(Stated task)
In the listing that follows, the range to quote begins at the line that has "Generate a component" and ends after the line that has "string; value: string"; quote it verbatim and add nothing.

(Listed records)
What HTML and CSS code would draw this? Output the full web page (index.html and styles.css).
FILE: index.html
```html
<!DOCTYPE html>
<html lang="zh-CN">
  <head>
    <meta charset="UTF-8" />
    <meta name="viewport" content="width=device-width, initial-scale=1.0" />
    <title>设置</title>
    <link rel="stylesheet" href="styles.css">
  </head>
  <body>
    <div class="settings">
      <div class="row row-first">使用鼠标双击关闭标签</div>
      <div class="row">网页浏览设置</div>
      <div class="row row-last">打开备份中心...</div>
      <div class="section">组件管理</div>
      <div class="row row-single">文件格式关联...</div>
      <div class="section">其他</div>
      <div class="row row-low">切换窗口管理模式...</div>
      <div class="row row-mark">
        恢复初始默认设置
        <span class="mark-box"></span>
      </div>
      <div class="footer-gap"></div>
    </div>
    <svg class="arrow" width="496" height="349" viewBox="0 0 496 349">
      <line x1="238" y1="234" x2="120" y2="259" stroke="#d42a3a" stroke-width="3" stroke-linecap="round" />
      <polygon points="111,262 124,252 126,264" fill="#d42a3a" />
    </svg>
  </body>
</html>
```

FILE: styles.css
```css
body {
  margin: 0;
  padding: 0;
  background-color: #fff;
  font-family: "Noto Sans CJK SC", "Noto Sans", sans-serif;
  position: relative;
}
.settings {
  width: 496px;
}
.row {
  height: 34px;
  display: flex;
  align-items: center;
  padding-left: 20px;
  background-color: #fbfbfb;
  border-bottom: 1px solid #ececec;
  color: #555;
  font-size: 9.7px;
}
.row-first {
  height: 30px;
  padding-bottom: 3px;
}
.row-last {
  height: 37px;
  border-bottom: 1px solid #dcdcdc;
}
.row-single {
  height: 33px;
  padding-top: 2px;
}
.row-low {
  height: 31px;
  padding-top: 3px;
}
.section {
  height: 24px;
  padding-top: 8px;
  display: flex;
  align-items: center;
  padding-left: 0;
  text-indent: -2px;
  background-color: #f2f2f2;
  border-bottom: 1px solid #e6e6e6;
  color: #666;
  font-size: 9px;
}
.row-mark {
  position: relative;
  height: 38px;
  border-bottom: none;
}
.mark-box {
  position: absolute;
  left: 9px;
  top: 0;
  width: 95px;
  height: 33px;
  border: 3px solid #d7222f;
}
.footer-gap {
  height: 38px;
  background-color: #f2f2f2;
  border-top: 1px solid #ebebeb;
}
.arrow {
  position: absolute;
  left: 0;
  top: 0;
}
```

==

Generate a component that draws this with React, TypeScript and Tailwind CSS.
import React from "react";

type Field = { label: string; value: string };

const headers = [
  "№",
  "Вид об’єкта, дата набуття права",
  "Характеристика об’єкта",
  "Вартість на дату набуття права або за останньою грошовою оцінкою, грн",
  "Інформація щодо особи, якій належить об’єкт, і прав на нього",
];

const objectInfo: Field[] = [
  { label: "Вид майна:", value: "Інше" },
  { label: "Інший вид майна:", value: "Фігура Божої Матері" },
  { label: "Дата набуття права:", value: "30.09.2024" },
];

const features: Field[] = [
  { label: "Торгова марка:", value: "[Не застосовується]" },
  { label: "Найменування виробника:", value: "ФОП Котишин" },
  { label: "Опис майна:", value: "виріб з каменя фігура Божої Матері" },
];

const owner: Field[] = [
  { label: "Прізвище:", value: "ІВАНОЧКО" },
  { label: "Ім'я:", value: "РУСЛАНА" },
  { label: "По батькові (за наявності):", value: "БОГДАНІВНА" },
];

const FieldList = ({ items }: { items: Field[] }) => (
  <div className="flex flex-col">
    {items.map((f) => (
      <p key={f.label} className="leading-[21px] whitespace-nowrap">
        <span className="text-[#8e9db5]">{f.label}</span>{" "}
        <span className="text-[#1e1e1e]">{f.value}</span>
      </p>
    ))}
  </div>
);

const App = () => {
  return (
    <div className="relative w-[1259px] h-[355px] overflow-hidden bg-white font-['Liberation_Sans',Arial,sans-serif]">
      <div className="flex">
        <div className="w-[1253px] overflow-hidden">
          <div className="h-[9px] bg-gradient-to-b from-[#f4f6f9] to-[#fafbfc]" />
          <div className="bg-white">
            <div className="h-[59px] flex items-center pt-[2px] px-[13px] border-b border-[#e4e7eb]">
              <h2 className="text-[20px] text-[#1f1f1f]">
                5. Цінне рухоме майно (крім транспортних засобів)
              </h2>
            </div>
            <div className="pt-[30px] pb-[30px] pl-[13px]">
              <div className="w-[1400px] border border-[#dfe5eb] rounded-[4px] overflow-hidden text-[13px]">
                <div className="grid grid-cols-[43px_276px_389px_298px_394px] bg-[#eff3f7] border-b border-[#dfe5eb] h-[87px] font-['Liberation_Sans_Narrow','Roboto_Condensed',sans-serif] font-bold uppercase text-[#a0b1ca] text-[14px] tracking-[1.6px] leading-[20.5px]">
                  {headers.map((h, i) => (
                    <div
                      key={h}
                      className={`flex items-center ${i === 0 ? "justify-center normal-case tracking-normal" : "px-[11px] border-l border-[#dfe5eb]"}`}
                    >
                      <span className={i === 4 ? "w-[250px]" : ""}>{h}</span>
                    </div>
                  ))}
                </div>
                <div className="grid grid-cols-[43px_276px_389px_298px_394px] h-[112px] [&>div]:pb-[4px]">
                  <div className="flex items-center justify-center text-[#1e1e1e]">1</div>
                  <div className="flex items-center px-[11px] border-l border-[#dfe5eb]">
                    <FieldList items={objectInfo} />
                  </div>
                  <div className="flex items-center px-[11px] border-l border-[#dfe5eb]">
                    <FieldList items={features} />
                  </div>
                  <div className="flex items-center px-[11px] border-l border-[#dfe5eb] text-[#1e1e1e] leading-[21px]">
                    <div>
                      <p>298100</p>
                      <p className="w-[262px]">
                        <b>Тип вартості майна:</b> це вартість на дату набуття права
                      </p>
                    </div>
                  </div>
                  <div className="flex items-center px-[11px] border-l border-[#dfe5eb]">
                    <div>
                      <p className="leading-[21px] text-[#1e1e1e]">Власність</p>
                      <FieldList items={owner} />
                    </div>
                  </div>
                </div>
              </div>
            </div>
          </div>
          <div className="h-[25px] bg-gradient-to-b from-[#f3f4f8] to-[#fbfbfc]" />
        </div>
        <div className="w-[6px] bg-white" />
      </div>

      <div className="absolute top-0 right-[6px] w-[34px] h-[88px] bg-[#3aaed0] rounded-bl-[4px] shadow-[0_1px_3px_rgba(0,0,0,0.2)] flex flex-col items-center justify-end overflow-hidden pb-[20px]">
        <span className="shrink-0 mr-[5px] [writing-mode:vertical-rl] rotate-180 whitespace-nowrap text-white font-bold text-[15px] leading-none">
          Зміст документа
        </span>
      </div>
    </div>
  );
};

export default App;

(Reply)
Generate a component that draws this with React, TypeScript and Tailwind CSS.
import React from "react";

type Field = { label: string; value: string };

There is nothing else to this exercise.